* Instruction *
Print only the lines from the top of the data through the line with "const COLS = '64px 129px 280px 179px 117px';", both included, skipping every picture.

* START *

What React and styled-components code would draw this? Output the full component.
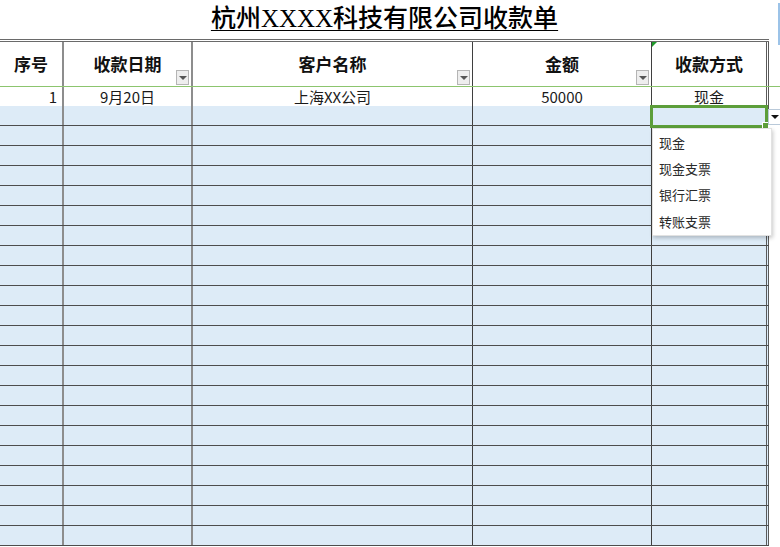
import React from 'react';
import styled, { createGlobalStyle } from 'styled-components';

const GlobalStyle = createGlobalStyle`
  html, body {
    margin: 0;
    padding: 0;
    background: #ffffff;
  }
  body {
    font-family: "Noto Sans CJK SC", "Noto Sans", sans-serif;
    color: #111;
  }
`;

const COLS = '64px 129px 280px 179px 117px';

const columns = [
  { key: 'no', label: '序号', line: 'light' },
  { key: 'date', label: '收款日期', line: 'light', filter: true },
  { key: 'client', label: '客户名称', line: 'dark', filter: true },
  { key: 'amount', label: '金额', line: 'dark', filter: true },
  { key: 'method', label: '收款方式', line: 'none' },
];

const firstRow = [
  { text: '1', align: 'right' },
  { text: '9月20日' },
  { text: '上海XX公司' },
  { text: '50000' },
  { text: '现金' },
];

const options = ['现金', '现金支票', '银行汇票', '转账支票'];

const Page = styled.div`
  position: relative;
  width: 780px;
  height: 547px;
  overflow: hidden;
  background: #fff;
`;

const TitleBar = styled.div`
  height: 39px;
  width: 769px;
  display: flex;
  justify-content: center;
  align-items: flex-start;
`;

const Title = styled.h1`
  margin: 4px 0 0 0;
  font-family: "Liberation Serif", "Noto Sans CJK SC", serif;
  font-size: 25px;
  font-weight: 500;
  line-height: 30px;
  text-decoration: underline;
  text-underline-offset: 3px;
  text-decoration-thickness: 1px;
  color: #000;
`;

const Row = styled.div`
  display: grid;
  grid-template-columns: ${COLS};
  width: 769px;
  height: ${({ $h }) => $h}px;
  box-sizing: border-box;
  background: ${({ $blue }) => ($blue ? '#ddebf7' : '#fff')};
  border-top: ${({ $top }) => ($top ? '3px double #6a6a6a' : 'none')};
  border-bottom: ${({ $line }) => ($line ? '1px solid #4d4d4d' : 'none')};
`;

const lineColor = {
  light: '2px solid #8d8d8d',
  dark: '1px solid #3f3f3f',
  none: '3px double #5a5a5a',
};

const Cell = styled.div`
  position: relative;
  box-sizing: border-box;
  border-right: ${({ $line }) => lineColor[$line]};
  display: flex;
  align-items: center;
  justify-content: ${({ $align }) => ($align === 'right' ? 'flex-end' : 'center')};
  padding-right: ${({ $align }) => ($align === 'right' ? '5px' : '0')};
  font-size: 15px;
  line-height: 19px;
  color: #1a1a1a;
`;

const HeadCell = styled(Cell)`
  font-size: 17px;
  font-weight: 700;
  color: #111;
  padding-bottom: 1px;
`;

const FilterButton = styled.span`
  position: absolute;
  right: 2px;
  bottom: 1px;
  width: 13px;
  height: 15px;
  box-sizing: border-box;
  border: 1px solid #b5b5b5;
  background: #eeeeee;
  display: flex;
  align-items: center;
  justify-content: center;

  &::after {
    content: '';
    border-left: 4px solid transparent;
    border-right: 4px solid transparent;
    border-top: 4px solid #555;
  }
`;

const CommentMark = styled.span`
  position: absolute;
  left: 0;
  top: 0;
  width: 0;
  height: 0;
  border-top: 5px solid #1e9a2a;
  border-right: 5px solid transparent;
`;

const FreezeLine = styled.div`
  width: 780px;
  height: 1px;
  background: #8cc56e;
`;

const SelectedCell = styled.div`
  position: absolute;
  left: 650px;
  top: 105px;
  width: 118px;
  height: 23px;
  box-sizing: border-box;
  border: 3px solid #5c9e3a;

  &::after {
    content: '';
    position: absolute;
    right: -4px;
    bottom: -4px;
    width: 5px;
    height: 5px;
    background: #5c9e3a;
    border: 1px solid #fff;
  }
`;

const ListArrow = styled.div`
  position: absolute;
  left: 768px;
  top: 109px;
  width: 13px;
  height: 16px;
  box-sizing: border-box;
  background: #fff;
  border: 1px solid #b9c9d9;
  display: flex;
  align-items: center;
  justify-content: center;

  &::after {
    content: '';
    border-left: 4px solid transparent;
    border-right: 4px solid transparent;
    border-top: 4px solid #111;
  }
`;

const Dropdown = styled.ul`
  position: absolute;
  left: 652px;
  top: 128px;
  width: 118px;
  margin: 0;
  padding: 0;
  list-style: none;
  background: #fff;
  border: 1px solid #e2e2e2;
  box-shadow: 1px 2px 4px rgba(0, 0, 0, 0.22);
`;

const Option = styled.li`
  height: 26.4px;
  display: flex;
  align-items: center;
  padding-left: 6px;
  font-size: 13px;
  color: #2a2a2a;
`;

const PaneEdge = styled.div`
  position: absolute;
  left: 778px;
  top: 3px;
  width: 2px;
  height: 42px;
  background: #9cc3e8;
`;

const App = () => {
  const blueRows = Array.from({ length: 22 }, (_, i) => i);
  return (
    <Page>
      <GlobalStyle />
      <TitleBar>
        <Title>杭州XXXX科技有限公司收款单</Title>
      </TitleBar>
      <Row $h={47} $top>
        {columns.map((c, i) => (
          <HeadCell key={c.key} $line={c.line}>
            {i === 4 && <CommentMark />}
            {c.label}
            {c.filter && <FilterButton />}
          </HeadCell>
        ))}
      </Row>
      <FreezeLine />
      <Row $h={19}>
        {firstRow.map((v, i) => (
          <Cell key={i} $line={columns[i].line} $align={v.align}>
            {v.text}
          </Cell>
        ))}
      </Row>
      {blueRows.map((r) => (
        <Row key={r} $h={20} $blue $line>
          {columns.map((c) => (
            <Cell key={c.key} $line={c.line} />
          ))}
        </Row>
      ))}
      <PaneEdge />
      <SelectedCell />
      <ListArrow />
      <Dropdown>
        {options.map((o) => (
          <Option key={o}>{o}</Option>
        ))}
      </Dropdown>
    </Page>
  );
};

export default App;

* END *

* Result of the task *
What React and styled-components code would draw this? Output the full component.
import React from 'react';
import styled, { createGlobalStyle } from 'styled-components';

const GlobalStyle = createGlobalStyle`
  html, body {
    margin: 0;
    padding: 0;
    background: #ffffff;
  }
  body {
    font-family: "Noto Sans CJK SC", "Noto Sans", sans-serif;
    color: #111;
  }
`;

const COLS = '64px 129px 280px 179px 117px';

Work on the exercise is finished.